[DESCRIPTION OF THE TASK]
Gather the lines below that include the string "components", copying each in full.

[DATA LINES]
##############################
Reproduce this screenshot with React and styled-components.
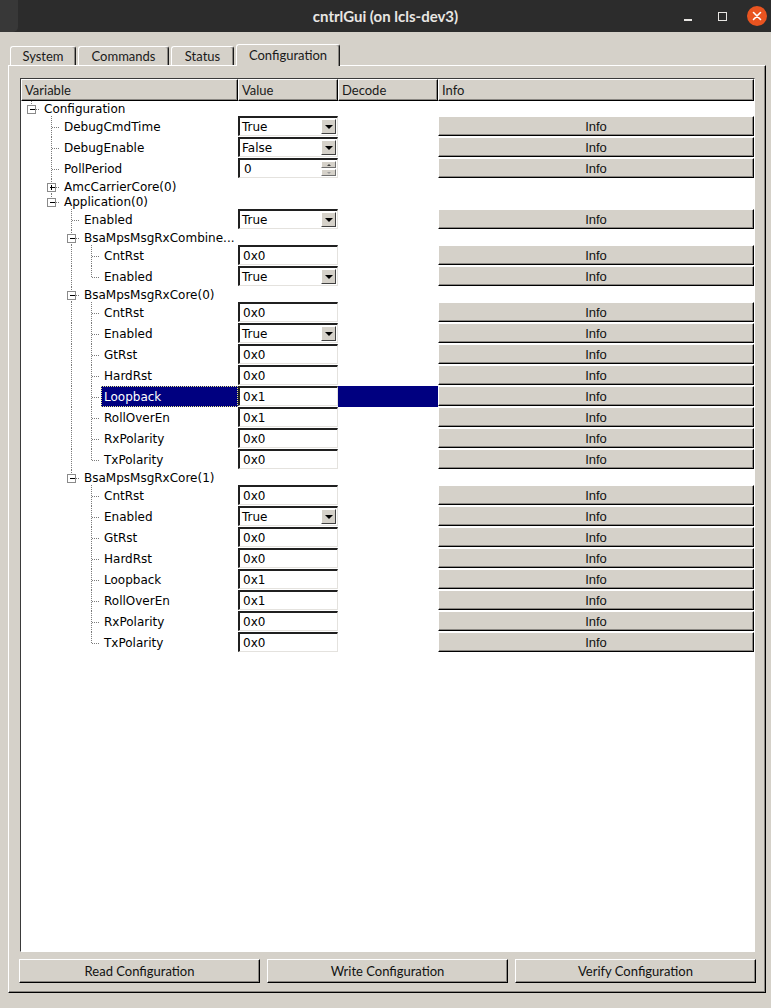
import React from "react";
import styled, { createGlobalStyle } from "styled-components";

const GlobalStyle = createGlobalStyle`
  html, body {
    margin: 0;
    padding: 0;
    background: #ffffff;
  }
  #root {
    width: 778px;
    height: 1008px;
  }
`;

const BEIGE = "#d5d1c9";

const Window = styled.div`
  width: 771px;
  height: 1008px;
  display: flex;
  flex-direction: column;
  background: ${BEIGE};
  overflow: hidden;
`;

const TitleBar = styled.div`
  flex: none;
  height: 32px;
  background: #2c2c2c;
  display: grid;
  grid-template-columns: 1fr auto 1fr;
  align-items: center;
`;

const TitleStub = styled.div`
  align-self: stretch;
  width: 18px;
  background: #383838;
  border-radius: 0 0 5px 0;
`;

const Title = styled.div`
  font: bold 15px "Lato", "Liberation Sans", sans-serif;
  color: #e8e6e3;
`;

const Controls = styled.div`
  justify-self: end;
  display: flex;
  align-items: center;
  padding-right: 4px;
`;

const MinButton = styled.div`
  width: 8px;
  height: 2px;
  margin-top: 8px;
  background: #e8e6e3;
`;

const MaxButton = styled.div`
  box-sizing: border-box;
  width: 9px;
  height: 9px;
  margin-left: 26px;
  border: 1.5px solid #e8e6e3;
`;

const CloseButton = styled.div`
  width: 20px;
  height: 20px;
  margin-left: 20px;
  border-radius: 50%;
  background: #e95420;
  display: flex;
  align-items: center;
  justify-content: center;
`;

const Body = styled.div`
  flex: 1;
  min-height: 0;
  display: flex;
  flex-direction: column;
  padding: 12px 5px 15px 8px;
`;

const TabRow = styled.div`
  flex: none;
  height: 21px;
  display: flex;
  align-items: flex-end;
  gap: 2px;
  padding-left: 2px;
`;

const Tab = styled.div`
  position: relative;
  z-index: ${(p) => (p.$active ? 1 : 0)};
  box-sizing: border-box;
  width: ${(p) => p.$width}px;
  height: ${(p) => (p.$active ? 22 : 19)}px;
  margin-bottom: ${(p) => (p.$active ? -1 : 0)}px;
  background: ${BEIGE};
  border-top: 1px solid #ffffff;
  border-left: 1px solid #ffffff;
  border-right: 1px solid #1a1a1a;
  box-shadow: inset -1px 0 #8a8782;
  border-radius: 3px 3px 0 0;
  display: flex;
  align-items: center;
  justify-content: center;
  padding-bottom: ${(p) => (p.$active ? 2 : 0)}px;
  font: 13px "Lato", "Liberation Sans", sans-serif;
  color: #1a1a1a;
`;

const Panel = styled.div`
  flex: 1;
  min-height: 0;
  display: flex;
  flex-direction: column;
  border-top: 1px solid #ffffff;
  border-left: 1px solid #ffffff;
  border-right: 1px solid #000000;
  border-bottom: 1px solid #000000;
  box-shadow: inset -1px -1px #8a8782;
  padding: 12px 10px 9px 11px;
`;

const Frame = styled.div`
  flex: 1;
  min-height: 0;
  display: flex;
  flex-direction: column;
  background: #ffffff;
  border: 1px solid;
  border-color: #3a3a3a #ffffff #ffffff #3a3a3a;
  overflow: hidden;
`;

const COLUMNS = "217px 100px 100px 1fr";

const Header = styled.div`
  flex: none;
  display: grid;
  grid-template-columns: ${COLUMNS};
  height: 22px;
`;

const HeaderCell = styled.div`
  box-sizing: border-box;
  background: ${BEIGE};
  border-top: 1px solid #ffffff;
  border-left: 1px solid #ffffff;
  border-right: 1px solid #000000;
  border-bottom: 1px solid #000000;
  box-shadow: inset -1px -1px #8a8782;
  padding-left: 3px;
  display: flex;
  align-items: center;
  font: 13px "Lato", "Liberation Sans", sans-serif;
  color: #1a1a1a;
`;

const Row = styled.div`
  display: grid;
  grid-template-columns: ${COLUMNS};
  height: ${(p) => p.$height}px;
`;

const VarCell = styled.div`
  display: flex;
  min-width: 0;
`;

const Label = styled.div`
  flex: 1;
  min-width: 0;
  display: flex;
  align-items: center;
  padding-left: 3px;
  white-space: nowrap;
  overflow: hidden;
  font: 12px "DejaVu Sans", sans-serif;
  color: ${(p) => (p.$selected ? "#ffffff" : "#000000")};
  background: ${(p) => (p.$selected ? "#000080" : "transparent")};
  outline: ${(p) => (p.$selected ? "1px dotted #e8e88a" : "none")};
  outline-offset: -1px;
`;

const Cell = styled.div`
  min-width: 0;
  background: ${(p) => (p.$selected ? "#000080" : "transparent")};
`;

const EditBox = styled.div`
  box-sizing: border-box;
  height: 20px;
  display: flex;
  background: #ffffff;
  border-style: solid;
  border-width: 2px 1px 1px 2px;
  border-color: #202020 #e4e2de #e4e2de #202020;
`;

const EditText = styled.div`
  flex: 1;
  display: flex;
  align-items: center;
  padding-left: ${(p) => p.$pad}px;
  font: 12px "DejaVu Sans", sans-serif;
  color: #000000;
`;

const ArrowButton = styled.div`
  box-sizing: border-box;
  width: 15px;
  margin: 1px;
  background: ${BEIGE};
  border-top: 1px solid #ffffff;
  border-left: 1px solid #ffffff;
  border-right: 1px solid #404040;
  border-bottom: 1px solid #404040;
  display: flex;
  align-items: center;
  justify-content: center;
`;

const DownTriangle = styled.div`
  width: 0;
  height: 0;
  border-left: 4px solid transparent;
  border-right: 4px solid transparent;
  border-top: 4px solid #000000;
`;

const SpinButtons = styled.div`
  width: 15px;
  margin: 1px;
  display: flex;
  flex-direction: column;
  gap: 1px;
`;

const SpinHalf = styled.div`
  flex: 1;
  box-sizing: border-box;
  background: ${BEIGE};
  border-top: 1px solid #ffffff;
  border-left: 1px solid #ffffff;
  border-right: 1px solid #707070;
  border-bottom: 1px solid #707070;
  display: flex;
  align-items: center;
  justify-content: center;
`;

const SmallTriangle = styled.div`
  width: 0;
  height: 0;
  border-left: 2px solid transparent;
  border-right: 2px solid transparent;
  ${(p) =>
    p.$up
      ? "border-bottom: 2px solid #404040;"
      : "border-top: 2px solid #9a9a9a;"}
`;

const InfoButton = styled.div`
  box-sizing: border-box;
  height: 20px;
  background: ${BEIGE};
  border-top: 1px solid #ffffff;
  border-left: 1px solid #ffffff;
  border-right: 1px solid #000000;
  border-bottom: 1px solid #000000;
  box-shadow: inset -1px -1px #8a8782;
  display: flex;
  align-items: center;
  justify-content: center;
  font: 13px "Liberation Sans", Arial, sans-serif;
  color: #111111;
`;

const ButtonRow = styled.div`
  flex: none;
  display: grid;
  grid-template-columns: 1fr 1fr 1fr;
  gap: 7px;
  margin: 7px -1px 0;
`;

const PushButton = styled.div`
  box-sizing: border-box;
  height: 24px;
  background: ${BEIGE};
  border-top: 1px solid #ffffff;
  border-left: 1px solid #ffffff;
  border-right: 1px solid #000000;
  border-bottom: 1px solid #000000;
  box-shadow: inset -1px -1px #8a8782;
  display: flex;
  align-items: center;
  justify-content: center;
  font: 13px "Lato", "Liberation Sans", sans-serif;
  color: #111111;
`;

// tree data
const combo = (value) => ({ type: "combo", value });
const edit = (value) => ({ type: "edit", value });

const core = (selected) => [
  { label: "CntRst", widget: edit("0x0") },
  { label: "Enabled", widget: combo("True") },
  { label: "GtRst", widget: edit("0x0") },
  { label: "HardRst", widget: edit("0x0") },
  { label: "Loopback", widget: edit("0x1"), selected },
  { label: "RollOverEn", widget: edit("0x1") },
  { label: "RxPolarity", widget: edit("0x0") },
  { label: "TxPolarity", widget: edit("0x0") },
];

const tree = [
  {
    label: "Configuration",
    open: true,
    children: [
      { label: "DebugCmdTime", widget: combo("True") },
      { label: "DebugEnable", widget: combo("False") },
      { label: "PollPeriod", widget: { type: "spin", value: "0" } },
      { label: "AmcCarrierCore(0)", collapsed: true },
      {
        label: "Application(0)",
        open: true,
        children: [
          { label: "Enabled", widget: combo("True") },
          {
            label: "BsaMpsMsgRxCombine...",
            open: true,
            children: [
              { label: "CntRst", widget: edit("0x0") },
              { label: "Enabled", widget: combo("True") },
            ],
          },
          { label: "BsaMpsMsgRxCore(0)", open: true, children: core(true) },
          { label: "BsaMpsMsgRxCore(1)", open: true, children: core(false) },
        ],
      },
    ],
  },
];

function flatten(nodes, depth = 0, guides = [], out = []) {
  nodes.forEach((node, i) => {
    const last = i === nodes.length - 1;
    out.push({ ...node, depth, guides, last });
    if (node.open && node.children) {
      flatten(node.children, depth + 1, [...guides, !last], out);
    }
  });
  return out;
}

const rows = flatten(tree);

function Branch({ depth, height, guides, last, expander }) {
  const width = 20 * (depth + 1);
  const mid = Math.ceil(height / 2);
  const cx = 20 * depth + 10.5;
  const dots = {
    stroke: "#7c7c7c",
    strokeWidth: 1,
    strokeDasharray: "1 1",
    shapeRendering: "crispEdges",
  };
  return (
    <svg width={width} height={height} style={{ flex: "none", display: "block" }}>
      {guides.map((on, k) =>
        on ? (
          <line key={k} x1={20 * k + 10.5} y1={0} x2={20 * k + 10.5} y2={height} {...dots} />
        ) : null
      )}
      <line x1={cx} y1={0} x2={cx} y2={last ? mid : height} {...dots} />
      <line x1={cx} y1={mid + 0.5} x2={width - 1} y2={mid + 0.5} {...dots} />
      {expander && (
        <g shapeRendering="crispEdges">
          <rect x={cx - 4} y={mid - 4} width={8} height={8} fill="#ffffff" stroke="#8a8a8a" />
          <line x1={cx - 2} y1={mid + 0.5} x2={cx + 3} y2={mid + 0.5} stroke="#000000" />
          {expander === "plus" && (
            <line x1={cx} y1={mid - 2} x2={cx} y2={mid + 3} stroke="#000000" />
          )}
        </g>
      )}
    </svg>
  );
}

function ValueWidget({ widget }) {
  if (widget.type === "combo") {
    return (
      <EditBox>
        <EditText $pad={2}>{widget.value}</EditText>
        <ArrowButton>
          <DownTriangle />
        </ArrowButton>
      </EditBox>
    );
  }
  if (widget.type === "spin") {
    return (
      <EditBox>
        <EditText $pad={4}>{widget.value}</EditText>
        <SpinButtons>
          <SpinHalf>
            <SmallTriangle $up />
          </SpinHalf>
          <SpinHalf>
            <SmallTriangle />
          </SpinHalf>
        </SpinButtons>
      </EditBox>
    );
  }
  return (
    <EditBox>
      <EditText $pad={3}>{widget.value}</EditText>
    </EditBox>
  );
}

const tabs = [
  { name: "System", width: 66 },
  { name: "Commands", width: 91 },
  { name: "Status", width: 63 },
  { name: "Configuration", width: 104, active: true },
];

export default function App() {
  return (
    <Window>
      <GlobalStyle />
      <TitleBar>
        <TitleStub />
        <Title>cntrlGui (on lcls-dev3)</Title>
        <Controls>
          <MinButton />
          <MaxButton />
          <CloseButton>
            <svg width="10" height="10" viewBox="0 0 10 10">
              <path d="M1.5 1.5 L8.5 8.5 M8.5 1.5 L1.5 8.5" stroke="#ffffff" strokeWidth="1.6" strokeLinecap="round" />
            </svg>
          </CloseButton>
        </Controls>
      </TitleBar>

      <Body>
        <TabRow>
          {tabs.map((t) => (
            <Tab key={t.name} $width={t.width} $active={t.active}>
              {t.name}
            </Tab>
          ))}
        </TabRow>

        <Panel>
          <Frame>
            <Header>
              <HeaderCell>Variable</HeaderCell>
              <HeaderCell>Value</HeaderCell>
              <HeaderCell>Decode</HeaderCell>
              <HeaderCell>Info</HeaderCell>
            </Header>

            {rows.map((r, i) => {
              const height = r.widget ? 21 : 15;
              const expander = r.open ? "minus" : r.collapsed ? "plus" : null;
              return (
                <Row key={i} $height={height}>
                  <VarCell>
                    <Branch
                      depth={r.depth}
                      height={height}
                      guides={r.guides}
                      last={r.last}
                      expander={expander}
                    />
                    <Label $selected={r.selected}>{r.label}</Label>
                  </VarCell>
                  <Cell>{r.widget && <ValueWidget widget={r.widget} />}</Cell>
                  <Cell $selected={r.selected} />
                  <Cell>{r.widget && <InfoButton>Info</InfoButton>}</Cell>
                </Row>
              );
            })}
          </Frame>

          <ButtonRow>
            <PushButton>Read Configuration</PushButton>
            <PushButton>Write Configuration</PushButton>
            <PushButton>Verify Configuration</PushButton>
          </ButtonRow>
        </Panel>
      </Body>
    </Window>
  );
}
##############################
[RESPONSE]
Reproduce this screenshot with React and styled-components.
import styled, { createGlobalStyle } from "styled-components";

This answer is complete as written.